Oliva took the roster spot of outfielder Jason Martin, who was placed on the 10-day injured list with an upper back strain, and the Bucs made room for Oliva on their 40-man roster by transferring reliever Yacksel Rios (right shoulder inflammation) to the 45-day IL.

Oliva, the Pirates’ No. 10 prospect according to MLB Pipeline, drew rave reviews for his work in Altoona this summer. He earned respect throughout the organization for his work ethic and self-described “walk-on mentality,” which fueled his unlikely climb from undrafted high school backup outfielder to a seventh-round pick out of the University of Arizona in 2017.

“Jared is a true professional. That’s what I’ll say,” Pirates outfield prospect Travis Swaggerty said. “He gets after it every single day. He’s super hard-nosed. He’s a perfectionist, and I’m the same way, so he and I meshed really well together.”

“I just realize that’s who I am, that’s how I operate,” Oliva said last week. “I try to carry myself like a pro on and off the field.”

That attitude even extends into Oliva’s reading, which kept him busy during the downtime in Altoona. Over the last few weeks, the 24-year-old finished “The Alchemist” by Paulo Coelho, “Grit: The Power of Passion and Perseverance” by Angela Duckworth and “Stillness Is The Key” by Ryan Holiday.

“Go to the personal-growth section of Barnes & Noble,” Oliva said, laughing. “Just trying to find some cool stuff that can apply to life and baseball. Keeps my mind going.”

Oliva enjoyed a strong finish in 2019, batting .312/.378/.444 with 28 stolen bases in his final 85 games for Double-A Altoona, then hitting .312/.413/.473 with 11 doubles and 11 steals in the Arizona Fall League. He was ticketed to begin this year as an everyday outfielder in Triple-A after spending part of Spring Training in big league camp.

Oliva is a natural center fielder, but he’s capable of playing all three outfield spots. Pittsburgh has been exploring its outfield options for next season, especially in center. Cole Tucker has seen a lot of time there this season, and Anthony Alford looked like a possible solution before his season-ending elbow injury. Bryan Reynolds moved from left to center when Alford and Tucker went down, but Oliva could work his way into the mix for 2021 and beyond.

Even with no Minor League games to play this year, the Pirates believe Oliva continued to improve at their alternate training site.

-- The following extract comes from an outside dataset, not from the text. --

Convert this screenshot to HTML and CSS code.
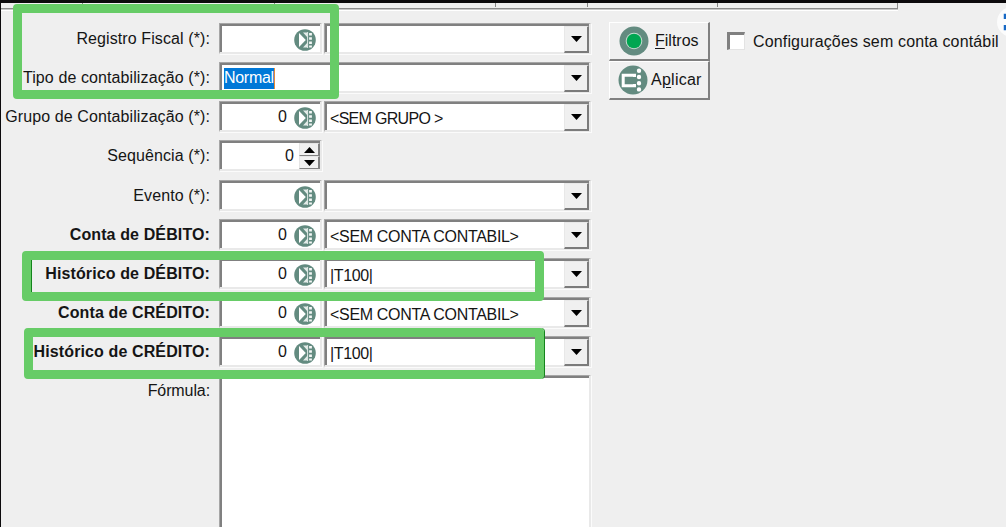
FILE: index.html
```
<!DOCTYPE html>
<html lang="pt-BR">
<head>
  <meta charset="UTF-8" />
  <title>Configurações contábeis</title>
  <link rel="stylesheet" href="styles.css">
</head>
<body>
  <svg width="0" height="0" class="defs">
    <symbol id="lookup" viewBox="0 0 22 22">
      <circle cx="11" cy="11" r="10.8" fill="#638b80"/>
      <path d="M5 4 L11.8 11 L5 18 Z" fill="#fff"/>
      <path d="M9 3.5 H14 V9 Z M9 18.5 H14 V13 Z" fill="#e4ece9"/>
      <path d="M13.6 3 V19" stroke="#dce6e3" stroke-width="1"/>
      <path d="M16.5 4 V18.5" stroke="#f4f7f6" stroke-width="2.8" stroke-dasharray="2.6 1.6"/>
    </symbol>
    <symbol id="down" viewBox="0 0 11 6"><path d="M0 0 H11 L5.5 6 Z"/></symbol>
  </svg>

  <div class="tabs"><i></i><i></i><i></i><i></i><i></i></div>

  <div class="page">
    <div class="form">
      <div class="row">
        <label class="l-registro">Registro Fiscal (*):</label>
        <div class="field code"><svg><use href="#lookup"/></svg></div>
        <div class="field combo"><span></span><button><svg><use href="#down"/></svg></button></div>
      </div>
      <div class="row">
        <label class="l-tipo">Tipo de contabilização (*):</label>
        <div class="field combo wide"><span><mark>Normal</mark></span><button><svg><use href="#down"/></svg></button></div>
      </div>
      <div class="row">
        <label class="l-grupo">Grupo de Contabilização (*):</label>
        <div class="field code">0<svg><use href="#lookup"/></svg></div>
        <div class="field combo"><span class="t-grupo">&lt;SEM GRUPO &gt;</span><button><svg><use href="#down"/></svg></button></div>
      </div>
      <div class="row seq">
        <label class="l-seq">Sequência (*):</label>
        <div class="field code spin">0
          <div class="arrows">
            <b><svg class="up"><use href="#down"/></svg></b>
            <b><svg><use href="#down"/></svg></b>
          </div>
        </div>
      </div>
      <div class="row">
        <label class="l-evento">Evento (*):</label>
        <div class="field code"><svg><use href="#lookup"/></svg></div>
        <div class="field combo"><span></span><button><svg><use href="#down"/></svg></button></div>
      </div>
      <div class="row bold">
        <label>Conta de DÉBITO:</label>
        <div class="field code">0<svg><use href="#lookup"/></svg></div>
        <div class="field combo"><span class="t-conta">&lt;SEM CONTA CONTABIL&gt;</span><button><svg><use href="#down"/></svg></button></div>
      </div>
      <div class="row bold">
        <label>Histórico de DÉBITO:</label>
        <div class="field code">0<svg><use href="#lookup"/></svg></div>
        <div class="field combo"><span class="t-hist">|T100|</span><button><svg><use href="#down"/></svg></button></div>
      </div>
      <div class="row bold">
        <label>Conta de CRÉDITO:</label>
        <div class="field code">0<svg><use href="#lookup"/></svg></div>
        <div class="field combo"><span class="t-conta">&lt;SEM CONTA CONTABIL&gt;</span><button><svg><use href="#down"/></svg></button></div>
      </div>
      <div class="row bold">
        <label>Histórico de CRÉDITO:</label>
        <div class="field code">0<svg><use href="#lookup"/></svg></div>
        <div class="field combo"><span class="t-hist">|T100|</span><button><svg><use href="#down"/></svg></button></div>
      </div>
      <div class="row formula">
        <label>Fórmula:</label>
        <div class="field memo"></div>
      </div>
    </div>

    <div class="actions">
      <button class="action">
        <svg viewBox="0 0 30 30"><circle cx="15" cy="15" r="14.5" fill="#638b80"/><circle cx="15" cy="15" r="8.3" fill="#c4dcd0"/><circle cx="15" cy="15" r="7.3" fill="#00a651"/></svg>
        <span><u>F</u>iltros</span>
      </button>
      <button class="action apply">
        <svg viewBox="0 0 30 30"><circle cx="15" cy="15" r="14.5" fill="#638b80"/><path d="M16.5 12 V10.2 H5.2 V20.8 H16.5 V19" fill="none" stroke="#fff" stroke-width="3"/><path d="M21 5.8 V26" fill="none" stroke="#fff" stroke-width="4.4" stroke-linecap="round" stroke-dasharray="0 6.2"/></svg>
        <span>A<u>p</u>licar</span>
      </button>
    </div>

    <div class="check"><i></i><span>Configurações sem conta contábil</span></div>
  </div>

  <div class="lens"><svg viewBox="0 0 30 30"><path d="M8 12 V8 H12 M8 18 V22 H12" fill="none" stroke="#1769c5" stroke-width="2.5"/></svg></div>

  <div class="highlight h-tipo"></div>
  <div class="highlight h-debito"></div>
  <div class="highlight h-credito"></div>
</body>
</html>
```
FILE: styles.css
```
* { box-sizing: border-box; }
body {
  margin: 0;
  width: 1006px;
  height: 527px;
  overflow: hidden;
  position: relative;
  background: #efefef;
  border-top: 3px solid #0c0a0c;
  border-left: 1px solid #0c0a0c;
  font: 16px/20px "Liberation Sans", Arial, sans-serif;
  color: #151515;
}
.defs { position: absolute; }
svg { display: block; }

/* bottom edge of the tab strip */
.tabs {
  display: flex;
  width: 897px;
  height: 6px;
  border-bottom: 1px solid #8c8c8c;
  border-right: 1px solid #8c8c8c;
  box-shadow: 0 1px 0 #c8c8c8, 0 2px 0 #fff;
}
.tabs i { border-right: 1px solid #888; height: 4px; }
.tabs i:nth-child(1) { width: 82px; }
.tabs i:nth-child(2) { width: 192px; }
.tabs i:nth-child(3) { width: 221px; }
.tabs i:nth-child(4) { width: 92px; }
.tabs i:nth-child(5) { width: 130px; }

.page { display: flex; padding-top: 14px; }
.form { width: 590px; }
.row {
  display: flex;
  height: 31px;
  margin-bottom: 8px;
}
.row label {
  width: 209px;
  margin-right: 9px;
  padding-top: 6px;
  text-align: right;
  white-space: nowrap;
  letter-spacing: 0.1px;
}
.seq { margin-bottom: 9px; }
.row.bold label {
  font-weight: bold;
  letter-spacing: 0.12px;
}
.row.formula label { letter-spacing: -0.1px; }

.field {
  height: 31px;
  padding: 2px 0 0 2px;
  background: #fff;
  border: 1px solid #a6a6a6;
  border-right: 2px solid #e9e9e9;
  border-bottom: 2px solid #e9e9e9;
  box-shadow: inset 2px 2px 0 #808080, 1px 1px 0 #fbfbfb;
}
.code {
  display: flex;
  justify-content: flex-end;
  width: 103px;
  margin-right: 2px;
  padding-top: 5px;
}
.code > svg {
  width: 22px;
  height: 22px;
  margin: 0 4px 0 7px;
}
.combo {
  display: flex;
  width: 267px;
}
.combo.wide { width: 372px; }
.combo span {
  flex: 1;
  padding: 5px 0 0 3px;
  white-space: nowrap;
}
.combo.wide span { padding: 3px 0 0 2px; }
.combo .t-grupo { letter-spacing: -0.7px; }
.combo .t-conta { letter-spacing: -0.32px; }
.combo .t-hist { letter-spacing: -0.4px; }
mark {
  display: inline-block;
  height: 21px;
  background: #0078d7;
  color: #fff;
  border-right: 1px solid #e88b35;
  letter-spacing: -0.3px;
}
.combo button {
  width: 25px;
  height: 27px;
  padding: 0 0 0 6px;
  background: #f0f0f0;
  border: 1px solid #e8e8e8;
  border-right: 2px solid #7b7b7b;
  border-bottom: 2px solid #7b7b7b;
}
.combo svg, .arrows svg {
  width: 11px;
  height: 6px;
}
.arrows {
  width: 21px;
  margin: -3px 0 0 5px;
}
.arrows b {
  display: flex;
  height: 13px;
  align-items: center;
  justify-content: center;
  background: #f0f0f0;
  border: 1px solid #e5e5e5;
  border-right: 2px solid #808080;
  border-bottom-color: #808080;
}
.arrows .up { transform: scaleY(-1); }
.memo {
  width: 372px;
  height: 160px;
}

.actions {
  margin-left: 18px;
  margin-top: -1px;
}
.action {
  display: flex;
  align-items: center;
  width: 101px;
  height: 39px;
  padding: 0 0 0 9px;
  background: #f0f0f0;
  border: 1px solid #fff;
  border-right: 2px solid #808080;
  border-bottom: 2px solid #808080;
  font: inherit;
  color: inherit;
}
.action svg {
  width: 30px;
  height: 30px;
}
.action span { margin-left: 6px; }
.action u { text-underline-offset: 2px; }
.apply { padding-left: 8px; }
.apply span {
  margin-left: 3px;
  letter-spacing: 0.25px;
}

.check {
  display: flex;
  margin: 9px 0 0 17px;
  height: 20px;
}
.check i {
  width: 18px;
  height: 18px;
  background: #fff;
  border: 3px solid #808080;
  border-right: 1px solid #e3e3e3;
  border-bottom: 1px solid #e3e3e3;
}
.check span {
  margin-left: 8px;
  white-space: nowrap;
  letter-spacing: 0.15px;
}

.lens {
  position: absolute;
  left: 996px;
  top: 4px;
  width: 30px;
  height: 30px;
  border-radius: 50%;
  background: #fcfcfc;
}

/* marker boxes drawn over the form */
.highlight {
  position: absolute;
  border: 9px solid #67cc67;
  border-radius: 4px;
}
.h-tipo { left: 12px; top: 1px; width: 326px; height: 95px; }
.h-debito { left: 21px; top: 248px; width: 522px; height: 50px; box-shadow: inset 1px 0 0 #14851c; }
.h-credito { left: 23px; top: 325px; width: 520px; height: 51px; box-shadow: 1px 0 0 #14851c; }
```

“I feel like this camp was a good opportunity for me to continue the things I was working on in the offseason with just understanding how my body worked a little better and getting proper extension, finding that position. I could go on and on with it,” Oliva said. “It was just kind of maturing a little bit to tap into that power at the plate. That’s the best way to put it.”

Roster move
The Pirates claimed right-hander off waivers from the Orioles on Monday afternoon. Fulmer had bounced from the White Sox to the Tigers in July before the Pirates claimed him off waivers on Aug. 24.

With the Pirates facing a roster crunch, Fulmer was designated for assignment on Sept. 5 without having pitched in a game. He worked 3 2/3 hitless innings for Baltimore before he again was designated for assignment. He is not expected to join the Pirates’ roster during the final week of the season.

“I think there are a lot of positives we see in Carson Fulmer,” Pirates manager Derek Shelton said. “We’re happy to have this guy back. We’re happy he’s a Pirate. We have identified some things we think are going to make him better. We can continue to work on that. Now that we’re closer to the end of the season and we have an opportunity to get him back, it’s going to be a great conversation because he’s an easy kid to root for. I’m excited to have him back in the Pirates' organization.”